Web page code records
- - -

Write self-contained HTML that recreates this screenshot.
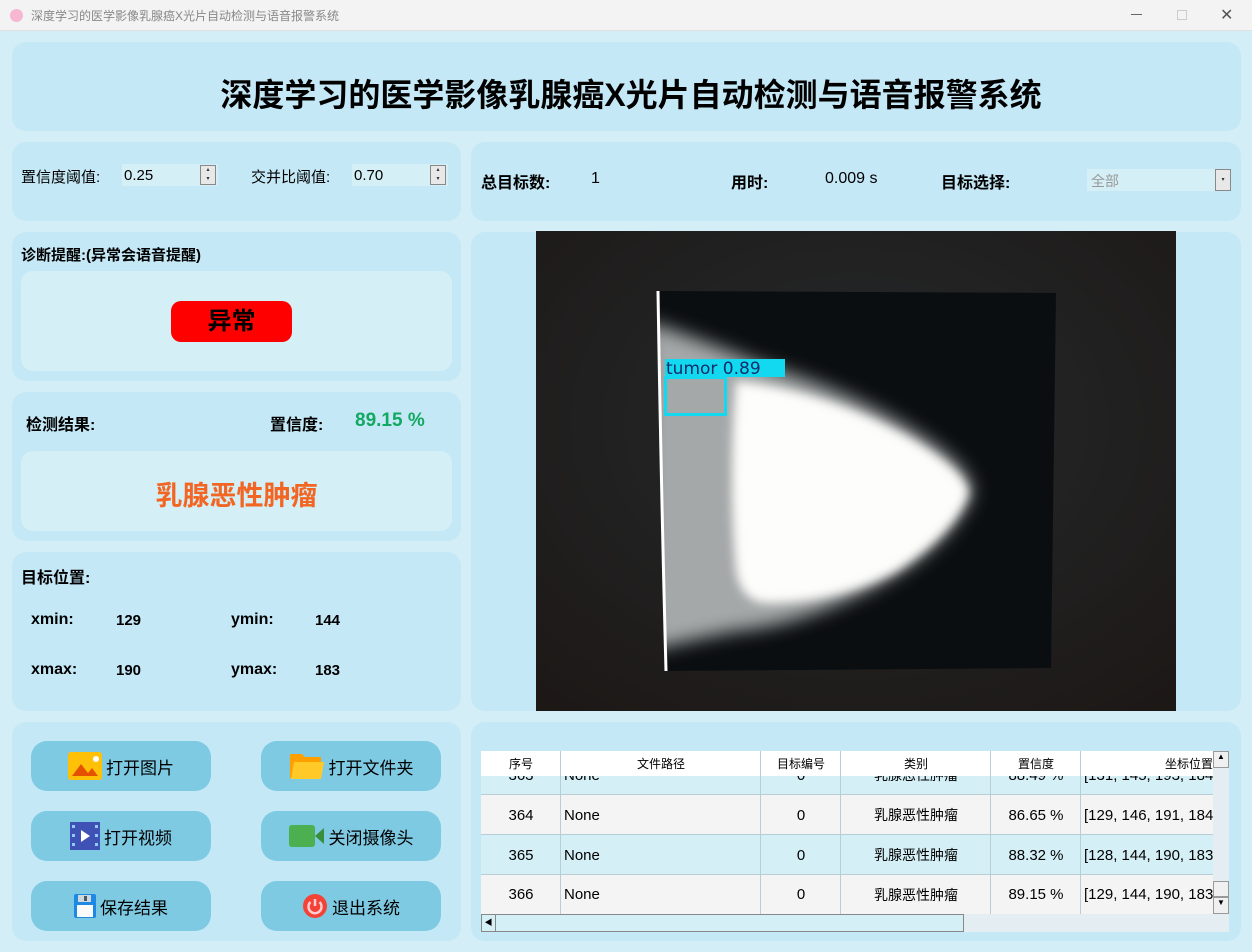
<!DOCTYPE html>
<html><head><meta charset="utf-8"><style>
*{margin:0;padding:0;box-sizing:border-box}
body{width:1252px;height:952px;background:#d3eef6;font-family:"Liberation Sans","Noto Sans CJK SC",sans-serif;position:relative;overflow:hidden;color:#000}
.a{position:absolute}
.p{position:absolute;background:#c4e8f6;border-radius:14px}
.in{position:absolute;background:#d4eff6;border-radius:12px}
.b{position:absolute;font-weight:bold}
.btn{position:absolute;width:180px;height:50px;background:#7ecae3;border-radius:16px;font-size:17px;display:flex;align-items:center;justify-content:center;gap:4px}
.spin{position:absolute;background:#d4eff6;height:22px;font-size:15px;padding:3px 2px}
.sb{position:absolute;width:16px;height:20px;border:1px solid #888;background:#e8e8e8;font-size:6px;line-height:9px;text-align:center;color:#333}
.tb{font-family:"Liberation Sans Narrow","Liberation Sans","Noto Sans CJK SC",sans-serif}
.cell{position:absolute;font-size:15px;display:flex;align-items:center}
</style></head><body>
<div class="a" style="left:0;top:0;width:1252px;height:31px;background:#f3f3f3;border-bottom:1px solid #e0e0e0"></div>
<div class="a" style="left:10px;top:9px;width:13px;height:13px;border-radius:50%;background:#f7b6d2"></div>
<div class="a" style="left:31px;top:7px;font-size:12px;color:#888">深度学习的医学影像乳腺癌X光片自动检测与语音报警系统</div>
<div class="a" style="left:1131px;top:14px;width:11px;height:1px;background:#666"></div>
<div class="a" style="left:1177px;top:10px;width:10px;height:10px;border:1px solid #ccc"></div>
<div class="a" style="left:1220px;top:5px;font-size:16px;color:#555">✕</div>

<div class="p" style="left:12px;top:42px;width:1229px;height:89px"></div>
<div class="b" style="left:0;width:1262px;top:70px;text-align:center;font-size:32px">深度学习的医学影像乳腺癌X光片自动检测与语音报警系统</div>

<div class="p" style="left:12px;top:142px;width:449px;height:79px"></div>
<div class="a" style="left:21px;top:166px;font-size:15px">置信度阈值:</div>
<div class="spin" style="left:122px;top:164px;width:96px">0.25</div>
<div class="sb" style="left:200px;top:165px">▴<br>▾</div>
<div class="a" style="left:251px;top:166px;font-size:15px">交并比阈值:</div>
<div class="spin" style="left:352px;top:164px;width:96px">0.70</div>
<div class="sb" style="left:430px;top:165px">▴<br>▾</div>

<div class="p" style="left:471px;top:142px;width:770px;height:79px"></div>
<div class="b" style="left:481px;top:169px;font-size:16px">总目标数:</div>
<div class="a" style="left:591px;top:170px;font-size:16px">1</div>
<div class="b" style="left:731px;top:169px;font-size:16px">用时:</div>
<div class="a" style="left:825px;top:170px;font-size:16px">0.009 s</div>
<div class="b" style="left:941px;top:169px;font-size:16px">目标选择:</div>
<div class="a" style="left:1087px;top:169px;width:144px;height:22px;background:#d4eff6;font-size:14px;color:#999;padding:2px 4px">全部</div>
<div class="sb" style="left:1215px;top:169px;height:22px;line-height:20px">▾</div>

<div class="p" style="left:12px;top:232px;width:449px;height:149px"></div>
<div class="b" style="left:21px;top:244px;font-size:15px">诊断提醒:(异常会语音提醒)</div>
<div class="in" style="left:21px;top:271px;width:431px;height:100px"></div>
<div class="b" style="left:171px;top:301px;width:121px;height:41px;background:#ff0000;border-radius:10px;font-size:24px;text-align:center;line-height:41px">异常</div>

<div class="p" style="left:12px;top:392px;width:449px;height:149px"></div>
<div class="b" style="left:26px;top:411px;font-size:16px">检测结果:</div>
<div class="b" style="left:270px;top:411px;font-size:16px">置信度:</div>
<div class="b" style="left:355px;top:410px;font-size:19px;color:#13a861">89.15 %</div>
<div class="in" style="left:21px;top:451px;width:431px;height:80px"></div>
<div class="b" style="left:21px;width:431px;top:474px;text-align:center;font-size:27px;color:#f26522">乳腺恶性肿瘤</div>

<div class="p" style="left:12px;top:552px;width:449px;height:159px"></div>
<div class="b" style="left:21px;top:564px;font-size:16px">目标位置:</div>
<div class="b" style="left:31px;top:611px;font-size:16px">xmin:</div><div class="b" style="left:116px;top:612px;font-size:15px">129</div>
<div class="b" style="left:231px;top:611px;font-size:16px">ymin:</div><div class="b" style="left:315px;top:612px;font-size:15px">144</div>
<div class="b" style="left:31px;top:661px;font-size:16px">xmax:</div><div class="b" style="left:116px;top:662px;font-size:15px">190</div>
<div class="b" style="left:231px;top:661px;font-size:16px">ymax:</div><div class="b" style="left:315px;top:662px;font-size:15px">183</div>

<div class="p" style="left:471px;top:232px;width:770px;height:479px"></div>
<svg class="a" style="left:536px;top:231px" width="640" height="480" viewBox="0 0 640 480">
<defs>
<radialGradient id="bg" cx="0.5" cy="0.4" r="0.8"><stop offset="0" stop-color="#262a2c"/><stop offset="1" stop-color="#1c1715"/></radialGradient>
<filter id="bl"><feGaussianBlur stdDeviation="9"/></filter>
<filter id="bl2"><feGaussianBlur stdDeviation="5"/></filter>
<clipPath id="cp"><path d="M122 60 L520 62 L515 437 L130 440 Q125 250 122 60Z"/></clipPath>
</defs>
<rect width="640" height="480" fill="url(#bg)"/>
<path d="M122 60 L520 62 L515 437 L130 440 Q125 250 122 60Z" fill="#0b0e10"/>
<g clip-path="url(#cp)">
<g filter="url(#bl)">
<path d="M110 90 Q170 110 230 135 Q330 165 400 215 Q440 245 435 265 Q410 320 330 360 Q260 395 200 400 Q150 410 110 420Z" fill="#a4a8a8"/>
</g>
<g filter="url(#bl2)">
<path d="M200 150 Q290 160 370 205 Q430 240 432 262 Q420 300 360 340 Q300 372 230 372 Q205 370 200 340 Q192 250 200 150Z" fill="#fdfdfb"/>
</g>
</g>
<path d="M122 60 Q125 250 130 440" stroke="#fff" stroke-width="3" fill="none"/>
<rect x="129" y="128" width="120" height="18" fill="#12d9ef"/>
<text x="130" y="143" font-family="DejaVu Sans,sans-serif" font-size="17" fill="#102b6a">tumor 0.89</text>
<rect x="129.5" y="146.5" width="60" height="37" fill="none" stroke="#12d9ef" stroke-width="3"/>
</svg>

<div class="p" style="left:12px;top:722px;width:449px;height:219px"></div>
<div class="btn" style="left:31px;top:741px"><svg width="34" height="28"><rect width="34" height="28" rx="3" fill="#ffc107"/><path d="M4 24 L13 12 L20 21 L24 16 L30 24Z" fill="#e65100"/><circle cx="28" cy="7" r="3" fill="#fff"/></svg>打开图片</div>
<div class="btn" style="left:261px;top:741px"><svg width="36" height="28"><path d="M1 2 H13 L16 5 H32 V26 H1Z" fill="#ffa000"/><path d="M5 10 H35 L32 27 H2Z" fill="#ffca28"/></svg>打开文件夹</div>
<div class="btn" style="left:31px;top:811px"><svg width="30" height="28"><rect width="30" height="28" fill="#3f51b5"/><g fill="#90caf9"><rect x="2" y="3" width="3" height="3"/><rect x="2" y="12" width="3" height="3"/><rect x="2" y="21" width="3" height="3"/><rect x="25" y="3" width="3" height="3"/><rect x="25" y="12" width="3" height="3"/><rect x="25" y="21" width="3" height="3"/></g><path d="M11 8 L20 14 L11 20Z" fill="#fff"/></svg>打开视频</div>
<div class="btn" style="left:261px;top:811px"><svg width="36" height="22"><rect width="26" height="22" rx="3" fill="#4caf50"/><path d="M26 11 L35 3 V19Z" fill="#388e3c"/></svg>关闭摄像头</div>
<div class="btn" style="left:31px;top:881px"><svg width="22" height="24"><rect width="22" height="24" rx="2" fill="#1e88e5"/><rect x="4" y="1" width="13" height="7" fill="#cfd8dc"/><rect x="10" y="2" width="3" height="5" fill="#455a64"/><rect x="3" y="11" width="16" height="12" fill="#fafafa"/></svg>保存结果</div>
<div class="btn" style="left:261px;top:881px"><svg width="26" height="26"><circle cx="13" cy="13" r="12" fill="#f44336"/><path d="M8.5 9 A6.5 6.5 0 1 0 17.5 9" stroke="#ffcdd2" stroke-width="2.5" fill="none"/><path d="M13 6 V13" stroke="#ffcdd2" stroke-width="2.5"/></svg>退出系统</div>

<div class="p" style="left:471px;top:722px;width:770px;height:219px"></div>
<div class="tb">
<div class="a" style="left:481px;top:776px;width:732px;height:19px;background:#d4eff6"></div>
<div class="a" style="left:481px;top:795px;width:732px;height:40px;background:#f4f4f4"></div>
<div class="a" style="left:481px;top:835px;width:732px;height:40px;background:#d4eff6"></div>
<div class="a" style="left:481px;top:875px;width:732px;height:39px;background:#f4f4f4"></div>
<div class="cell" style="left:481px;top:755px;width:80px;height:40px;justify-content:center">363</div>
<div class="cell" style="left:564px;top:755px;height:40px">None</div>
<div class="cell" style="left:761px;top:755px;width:80px;height:40px;justify-content:center">0</div>
<div class="cell" style="left:841px;top:755px;width:150px;height:40px;justify-content:center;font-size:14px">乳腺恶性肿瘤</div>
<div class="cell" style="left:991px;top:755px;width:90px;height:40px;justify-content:center">88.49 %</div>
<div class="cell" style="left:1084px;top:755px;width:129px;height:40px;overflow:hidden;white-space:nowrap">[131, 145, 193, 184]</div>
<div class="a" style="left:481px;top:751px;width:732px;height:25px;background:#fff"></div>
<div class="a" style="left:481px;top:794px;width:732px;height:1px;background:#b8cdd6"></div>
<div class="a" style="left:481px;top:834px;width:732px;height:1px;background:#b8cdd6"></div>
<div class="a" style="left:481px;top:874px;width:732px;height:1px;background:#b8cdd6"></div>
<div class="a" style="left:560px;top:751px;width:1px;height:163px;background:#b8cdd6"></div>
<div class="a" style="left:760px;top:751px;width:1px;height:163px;background:#b8cdd6"></div>
<div class="a" style="left:840px;top:751px;width:1px;height:163px;background:#b8cdd6"></div>
<div class="a" style="left:990px;top:751px;width:1px;height:163px;background:#b8cdd6"></div>
<div class="a" style="left:1080px;top:751px;width:1px;height:163px;background:#b8cdd6"></div>
<div class="cell" style="left:481px;top:751px;width:80px;height:25px;justify-content:center;font-size:12px">序号</div>
<div class="cell" style="left:561px;top:751px;width:200px;height:25px;justify-content:center;font-size:12px">文件路径</div>
<div class="cell" style="left:761px;top:751px;width:80px;height:25px;justify-content:center;font-size:12px">目标编号</div>
<div class="cell" style="left:841px;top:751px;width:150px;height:25px;justify-content:center;font-size:12px">类别</div>
<div class="cell" style="left:991px;top:751px;width:90px;height:25px;justify-content:center;font-size:12px">置信度</div>
<div class="cell" style="left:1081px;top:751px;width:132px;height:25px;justify-content:flex-end;font-size:12px;overflow:hidden">坐标位置</div>

<div class="cell" style="left:481px;top:795px;width:80px;height:40px;justify-content:center">364</div>
<div class="cell" style="left:564px;top:795px;height:40px">None</div>
<div class="cell" style="left:761px;top:795px;width:80px;height:40px;justify-content:center">0</div>
<div class="cell" style="left:841px;top:795px;width:150px;height:40px;justify-content:center;font-size:14px">乳腺恶性肿瘤</div>
<div class="cell" style="left:991px;top:795px;width:90px;height:40px;justify-content:center">86.65 %</div>
<div class="cell" style="left:1084px;top:795px;width:129px;height:40px;overflow:hidden;white-space:nowrap">[129, 146, 191, 184]</div>

<div class="cell" style="left:481px;top:835px;width:80px;height:40px;justify-content:center">365</div>
<div class="cell" style="left:564px;top:835px;height:40px">None</div>
<div class="cell" style="left:761px;top:835px;width:80px;height:40px;justify-content:center">0</div>
<div class="cell" style="left:841px;top:835px;width:150px;height:40px;justify-content:center;font-size:14px">乳腺恶性肿瘤</div>
<div class="cell" style="left:991px;top:835px;width:90px;height:40px;justify-content:center">88.32 %</div>
<div class="cell" style="left:1084px;top:835px;width:129px;height:40px;overflow:hidden;white-space:nowrap">[128, 144, 190, 183]</div>

<div class="cell" style="left:481px;top:875px;width:80px;height:39px;justify-content:center">366</div>
<div class="cell" style="left:564px;top:875px;height:39px">None</div>
<div class="cell" style="left:761px;top:875px;width:80px;height:39px;justify-content:center">0</div>
<div class="cell" style="left:841px;top:875px;width:150px;height:39px;justify-content:center;font-size:14px">乳腺恶性肿瘤</div>
<div class="cell" style="left:991px;top:875px;width:90px;height:39px;justify-content:center">89.15 %</div>
<div class="cell" style="left:1084px;top:875px;width:129px;height:39px;overflow:hidden;white-space:nowrap">[129, 144, 190, 183]</div>
</div>
<div class="a" style="left:1213px;top:751px;width:16px;height:163px;background:#e4eef2"></div>
<div class="a" style="left:1213px;top:751px;width:16px;height:17px;background:#f0f0f0;border:1px solid #999;font-size:8px;text-align:center">▲</div>
<div class="a" style="left:1213px;top:881px;width:16px;height:16px;background:#f0f0f0;border:1px solid #999"></div>
<div class="a" style="left:1213px;top:897px;width:16px;height:17px;background:#f0f0f0;border:1px solid #999;font-size:8px;text-align:center">▼</div>
<div class="a" style="left:481px;top:914px;width:748px;height:18px;background:#e4eef2"></div>
<div class="a" style="left:481px;top:914px;width:483px;height:18px;background:#d4eff6;border:1px solid #888"></div>
<div class="a" style="left:481px;top:914px;width:15px;height:18px;border:1px solid #888;font-size:8px;text-align:center;line-height:16px">◀</div>
</body></html>
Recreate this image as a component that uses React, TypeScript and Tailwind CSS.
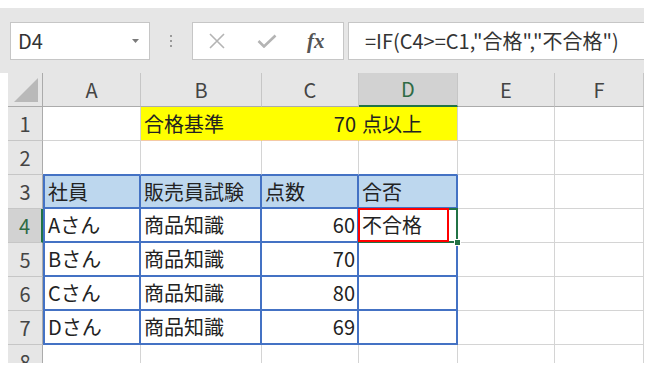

- - -

*WHAT IS BEING ASKED*. Pull out each line of the listing that holds the string "this".

*ANSWER FOR THE TASK*.
Write self-contained HTML that recreates this screenshot.
Recreate this image as a component that uses React, TypeScript and Tailwind CSS.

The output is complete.